The folds of a face, its wrinkles, are like traces of time: as a child, my father taught me how to tell the age of a tree by counting the rings on the cross section of its trunk.

People who laugh have more wrinkles, especially around the eyes.

I’m not sure what soothing effect of time has decreed that, on the whole, neither masks nor moulds have wrinkles, but it’s as if the magic of being a duplicate, or copy, has cast them back to some virgin state. The same goes for death masks, where faces hark back to the look of infants, of sleeping infants. But if you add two holes in place of eyes, the sleeping being is instantly transformed into an ecstatic phantom with that disturbing here but not here aura that masks give off.

Olga Luna: the moon, its rhythms, appearances and disappearances, and transformations.

In a mass of coffers forming six rows of seventeen made by Olga Luna at La Seyne-sur-Mer (as well as elsewhere, perhaps), there are five empty spaces: two at the top on the left and three at the top on the right. Strangely asymmetrical. What do these voids refer to? In a number, always look for absence, the void, the hole.

A series of lunar masks, in their respective coffers, like that crowd that so intrigued Edgar Allan Poe, where each face seemed to relate to a familiar type, in a world where classification defines and reassures – a seemingly efficient system of identification until a face appears (a mask ?) that is unlike any other, one that has no reference. Poe’s narrator, in The Man of the Crowd, pursues him across London all night long, in vain: he is incapable of discovering his secret.

A face’s mystery can be expressed or addressed through multiplicity, a series based on variety (where no two faces are similar) and repetition (they are all still faces, human faces). It can also be expressed through obsessive repetition of the same thing, of something that is the same yet never quite so, not exactly.

As children, in addition to paper fortune tellers, and later as we grow older I think, with kaleidoscopes, sometimes made by us at school, we seek the same effect of movement, with the need to discover something (a message, a pattern) when it stops. Later, when reading Proust, I came across both the word and the object kaleidoscope again, as a driving force and principle for looking at the world truthfully: in movement, constantly taking apart and rebuilding the different realities which lose their magic when they become fixed.

Olga Luna uses a process of folds in pieces of carefully selected, very thin linen, a meticulous process requiring great delicacy and precision, which leaves faint streaks on the cloth which are impossible to remove (have you ever tried to get rid of the hemline on a pair of trousers that have become too short as a result of being washed many times? It’s a lost cause).

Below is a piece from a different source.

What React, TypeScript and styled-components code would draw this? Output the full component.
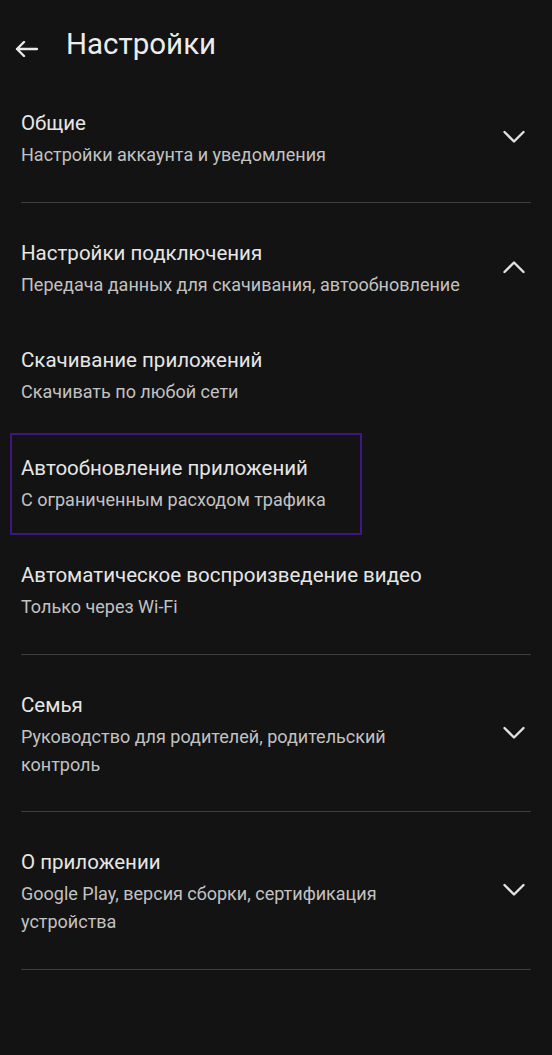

The folds catch the light and refract it differently, depending on where one stands in relation to them.

The folds give Olga Luna’s tableau a sculptural quality also found in masks. What lies behind folds, and inside them? This vast question has long preoccupied philosophers.

The word ‘folds’ makes me think of Michaux, naturally, as well as Gilles Deleuze. As chance would have it, the day before writing this text, I came across a book of photographs dedicated to Gilles Deleuze, in a bookshop in Bordeaux. His life is full of folds. There’s that intelligence, which is visible, almost palpable in the grain of the photograph. Then there’s also that gentleness, very noticeable with his children. He appears to question what having children is all about. What occurs and recurs within the folds.

Olga Luna’s folds are made with great precision and care; they don’t just run from one side of the cloth to the other, but create their own territory, a discreet, delicate space which is barely perceptible, like hatching that differentiates without breaking away from the virgin (in reserve) or painted surface that surrounds it.

Here, therefore, the fold stops. It has a very precise end, to the nearest millimetre. I’ve always enjoyed the artisanal aspect of art, the making and love thereof.

The fold can be simple, parallel lines in a single direction, or more complex, making a sort of star shape where the axes of the four folds overlap. That creates sort of over-folds that jut out and are more noticeable.

They are normally geometric in shape: rectangular, square, triangular or circular (even more complicated and difficult to make than the others, I imagine). Every now and then there’s one that’s a more irregular shape, like a rocky clump or a cloud. And then suddenly there’s a face. A face in the folds, or on the folds; a face drawn on the territory of the folds.

Elsewhere, the drawing becomes a photograph. Is it the same face, the same model? Perhaps. Undoubtedly.

There is, therefore, a photograph. Just one. More or less magnified, but always the same. It’s of her son, Olivier, aged twenty (a small anecdote). Always the same, yet never identical as it emerges from the fold-test, for this face is folded every which way, exploring all the folds in every direction. It’s barely recognisable from one pigeonhole to another, thanks to the effect of anamorphosis, reminiscent, of course, of the kaleidoscope, and the paper fortune teller, but also of Cubism with its surface distortion that gives the impression of several viewpoints having been synchronised simultaneously. Hence, this anamorphosic puzzle becomes as enigmatic as the face-masks, with all these persona emerging from everywhere and nowhere, and the resulting multiple portraits of her son can perhaps be seen as a rather disturbing description of a missing person. What is a son? What is a child?